Part II contains three chapters, each of which offers an exceptionally clear application of Kristeva’s theories to particular works or settings. Ruiz’s chapter skillfully navigates between the promise of Kristeva’s theory of language for understanding narratives of resistance in Latin American contexts and the danger of Kristeva’s theory in the same contexts. Ruiz first gives a brief history of the way in which Amerindian languages that were embodied and laden with ambiguity were colonized by being forced into European grammatical strictures like the alignment of script with spoken language. She then argues that Kristeva’s theory of language participates in this colonization by assuming that language is universally representational. She attributes this flaw to her commitment to psychoanalysis which leads her to make universal claims about psychic structures (and thus language). Despite this worry, Ruiz concludes by contending that Kristeva’s development of the semiotic elements of language can help us understand artistic and narrative forms of resistance in Latin American contexts, precisely because of the already colonized signifying economies that threaten to erase a range of meanings and experiences.

Amy Ray Stewart’s contribution analyzes the artwork of Kara Walker through a Kristevean lens. Walker’s images call forth a revolt through their ambiguity, inviting the viewer’s questioning and participation. Stewart borrows Lacan’s term ‘extimate,’ understood as the Real that cuts through both the internal and external of the psyche, to describe the affect of Walker’s artistic depictions of trauma as they call forth the histories of racial and sexual violence that are external to us and yet shape us deeply. But the presentation of the trauma is not just about reliving the trauma. Instead, understood as a form of intimate revolt, Walker’s images call upon viewers to return to the repressed, the individual and cultural memories that are foreclosed or ignored. This offers the possibility of sublimating these traumatic memories into new forms of questioning, thinking, and response.
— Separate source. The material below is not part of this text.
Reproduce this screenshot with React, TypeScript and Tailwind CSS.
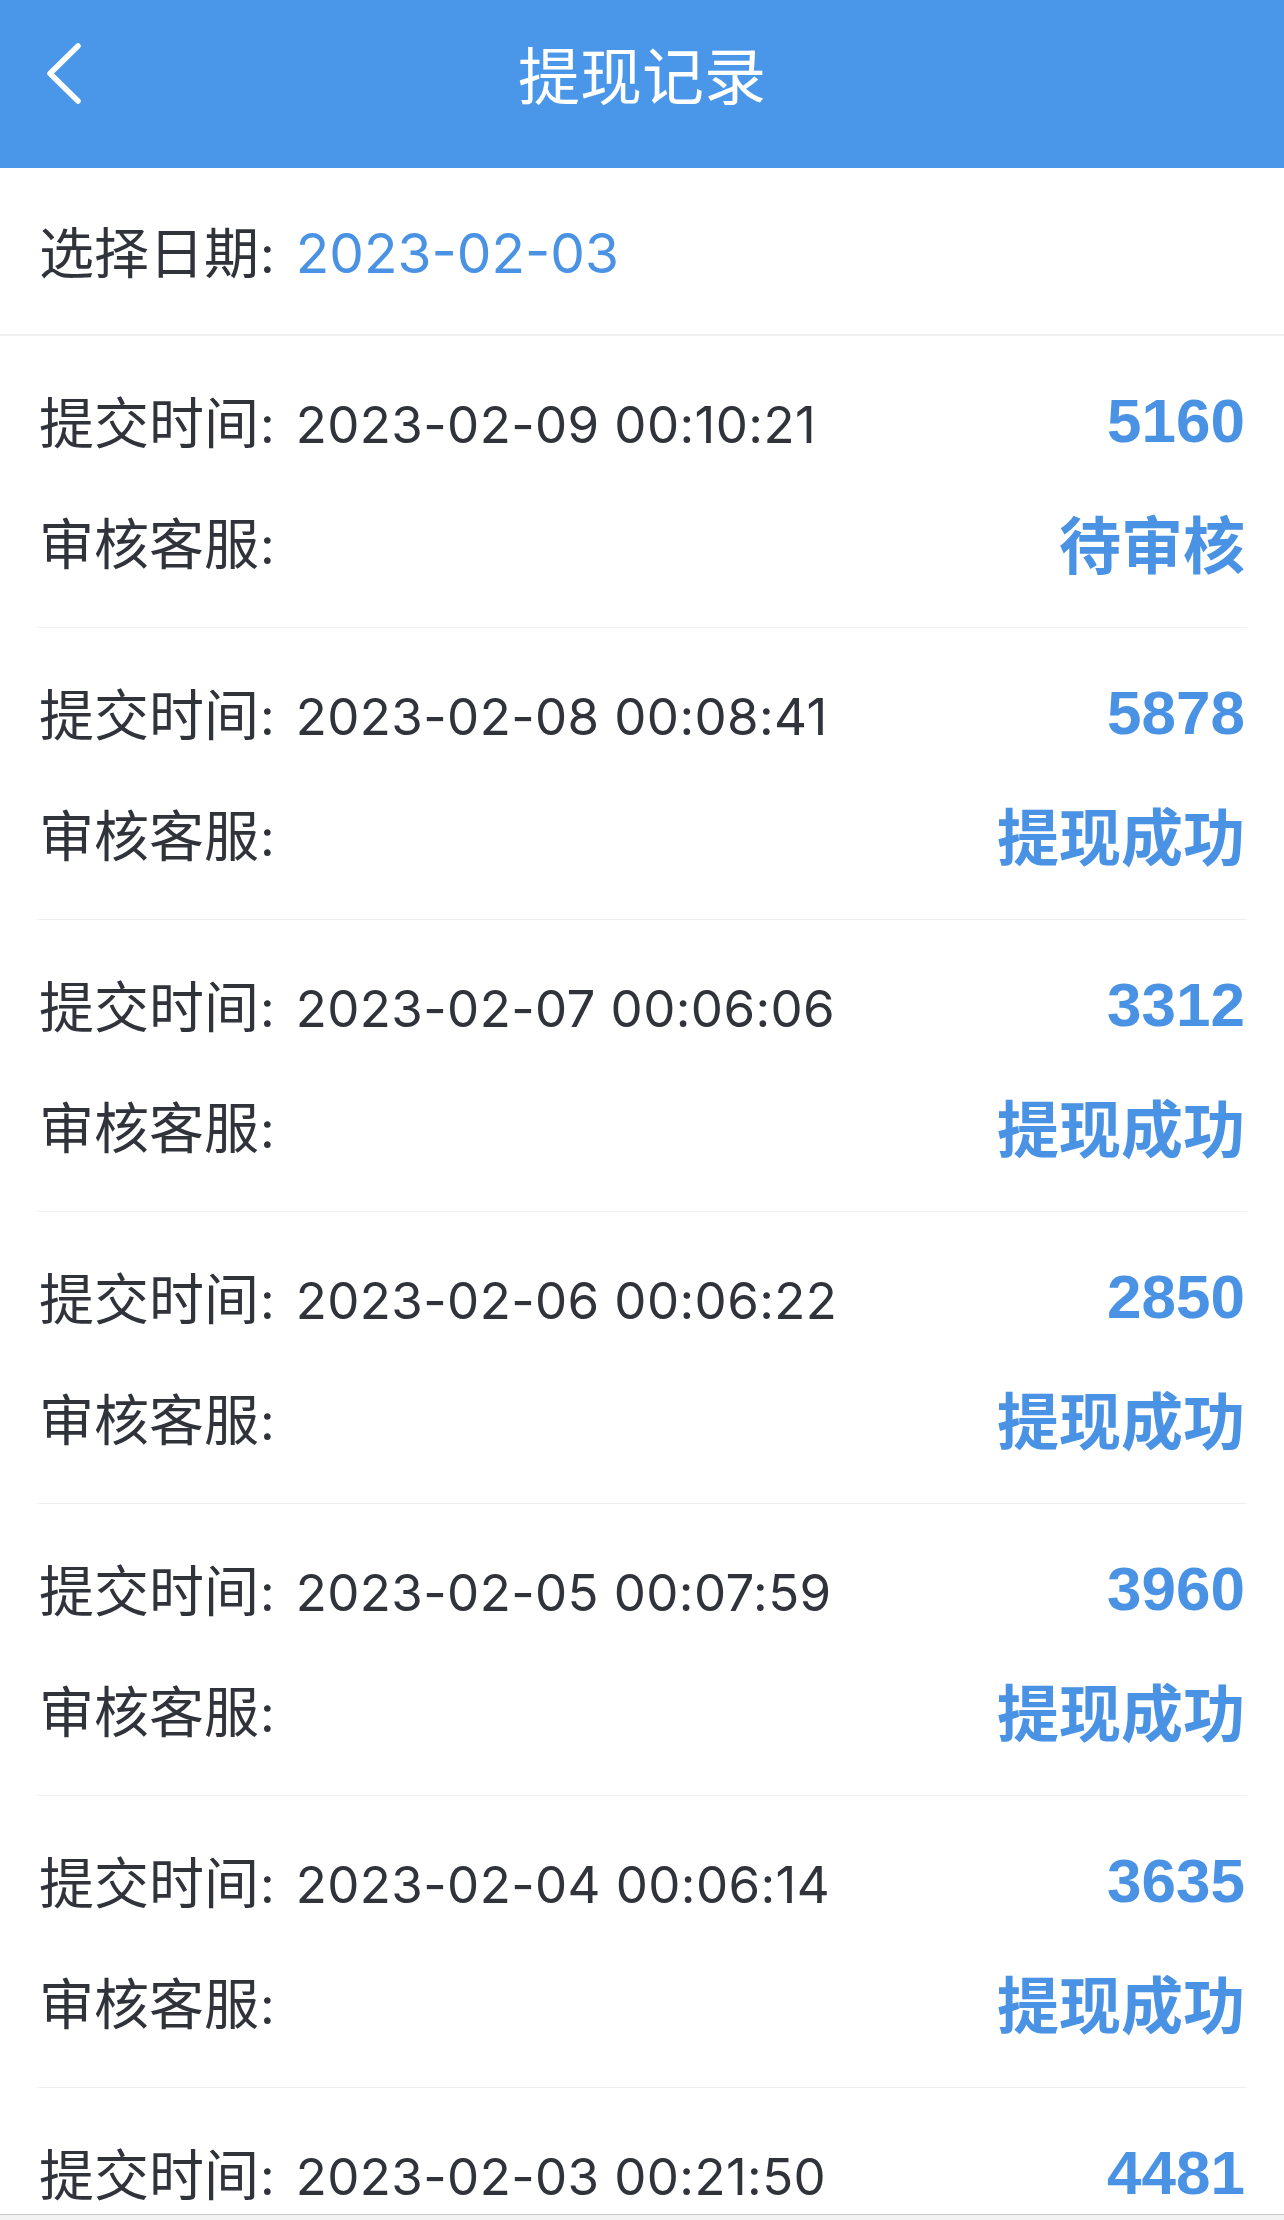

In the sixth chapter, Melinda C. Hall offers a model of ‘patient interpretation’ for medical professionals. Noting that the experience of abjection (a revulsion, for example, that I may be made sick by this patient) is a common response of medical professionals to their patients, Hall is skeptical of attempts to care for patients in which the caregiver puts herself in the shoes of the patient. Instead, she calls for a patient interpretation that listens without imposing meanings or diagnoses that allows patients to represent their own suffering, and helps them come to terms with their altered identities in their own time. In other words, patient interpretation opens up a space and time for the patient’s intimate revolt. This model differs not only from the diagnostic paradigm, but also from other forms of narrative medicine, namely ‘narrative phronesis,’ because these medical paradigms impose narratives from the outside rather than allowing patients to develop their own self-understandings. Hall concludes by suggesting that this ethics of interaction between care-givers and patients may also become a new politics, one in which we patiently allow others to be in progress – rather than tokens of ‘prefabricated images and stereotypes’ – and one in which we acknowledge but refuse to be overcome by our revulsion at others’ differences, illnesses, and disabilities.

In short, New Forms of Revolt offers multiple readings of Kristeva, each of which shows the promise of her writings while at the same time – indeed, in a Kristevean way – creating something new.